Selon Larry Johnson, si des preuves du piratage russe des emails du camp démocrate existaient, elles auraient déjà été publiées. Pour lui, les accusations du gouvernement de Barack Obama relèvent avant tout d'une «colère mal dirigée» et facile.
RT : La Maison Blanche a déclaré qu'il y avait des preuves sur le prétendu piratage des emails par la Russie. Etes-vous convaincu par les informations fournies par le rapport conjoint mené par le FBI et la Sécurité intérieure ?
Larry Johnson (L. J.) : Non. Ce dont on est certain pour l'instant c'est qu'il y avait des mails sur le serveur du Comité national des démocrates (DNC) et sur celui de John Podesta. Mais nous ne savons pas si ces serveurs ont été piratés ou si on a eu affaire à une fuite. C'est-à-dire à quelqu'un au sein du DNC qui a téléchargé ces emails sur un disque dur avant de les envoyer à Wikileaks. L'autre certitude qu'on peut avoir c'est que ces documents ont été diffusés justement par Wikileaks. Mais on ne sait pas combien de temps a pu passer entre le moment où le site a reçu ces documents et celui où il les a publiés, ni comment ils ont pu être transmis à l'équipe de Wikileaks.
Julian Assange affirme que sa source ne vient pas de Russie et n'est en aucun cas lié au pays. Je suis plutôt enclin à le croire. Vu ce que l'on sait de la NSA et de ses capacités en matière de surveillance, si ces mails avaient été hackés par des agents russes, elle aurait été capable très rapidement d'en présenter des preuves concrètes.
Souvenez-vous d'ailleurs que le premier de ces soi-disant piratages sur le serveur du DNC a eu lieu en 2015. L'administration de Barack Obama a attendu un long moment avant de réagir. D'ailleurs, la seule fois où ils ont vraiment réagi et avaient intérêt à en parler c'était après la défaite d'Hillary Clinton à la présidentielle. Depuis ils n'ont pas pu présenter ne serait-ce que l'ombre d'une preuve d'un lien entre les fuites de Julian Assange et le gouvernement russe.
Ironie : dans les emails de John Podesta, on découvre qu'un salarié du DNC a conseillé à ce dernier d'utiliser les liens supposés entre Vladimir Poutine et Donald Trump
RT : Pourquoi ajouter de nouvelles sanctions contre la Russie s'il n'y a pas de lien prouvé entre les hackers et le gouvernement du pays?
L. J. : Cela me fait penser à un homme saoul dans une pièce vide avec un chien et qui choisit de le frapper car c'est la chose la plus proche disponible.
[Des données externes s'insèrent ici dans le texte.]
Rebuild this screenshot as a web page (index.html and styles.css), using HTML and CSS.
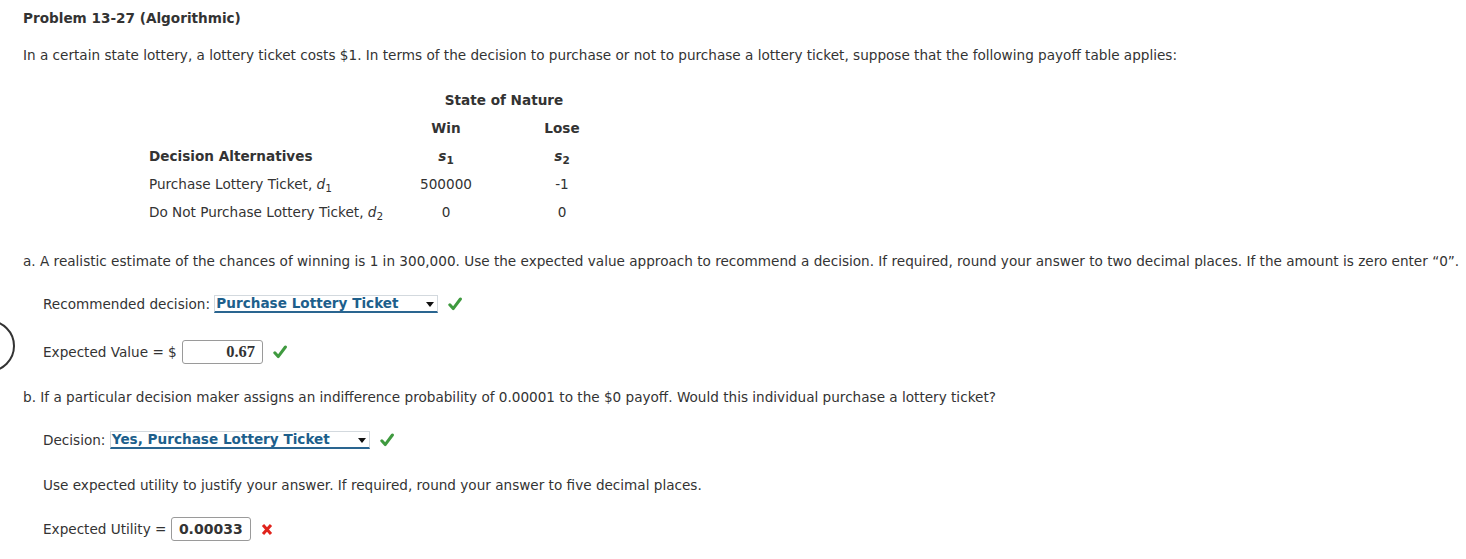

Il y a une sorte de folie, presque une psychose en ce moment aux Etats-Unis. J'ai 61 ans ; j'ai vécu la Guerre froide et je me souviens de la crise des missiles à Cuba. L'animosité et la rivalité avec la Russie que l'on voit aujourd'hui, c'est une colère mal dirigée. La Russie est devenu l'épouvantail idéal. On joue sur l'ignorance des Américains qui en savent peu sur la Russie, peu sur Vladimir Poutine et peu également sur l'histoire de nos relations. La réalité c'est que la Russie fait un parfait méchant de Hollywood. C'est plus facile de diaboliser la Russie que de reconnaître ce qui se passe en Amérique.
Lors de la première semaine de publications des emails, le Washington post n'a publié que neuf articles dessus et la moitié expliquait pourquoi il n'y avait rien de sérieux dedans. En comparaison cette même semaine, ils ont publié 194 papiers qui critiquaient et attaquaient Donald Trump. Donc si on regarde de manière purement mathématique cette information, on se rend compte qu'il y a eu un ouragan d'informations négatives propagées sur Donald Trump et peu sur Hillary Clinton. Blâmer la Russie de faire de l'ingérence dans l'élection américaine me semble seulement un moyen pour désorienter les électeurs. Ce qui est extrêmement ironique c'est que dans les emails de John Podesta, on découvre qu'un salarié du DNC a conseillé à ce dernier d'utiliser les liens supposés entre Vladimir Poutine et Donald Trump comme arme pour décrédibiliser le candidat républicain. Les démocrates eux-mêmes s'étaient recommandés cet angle d'attaque. Cela ne venait pas de la Russie.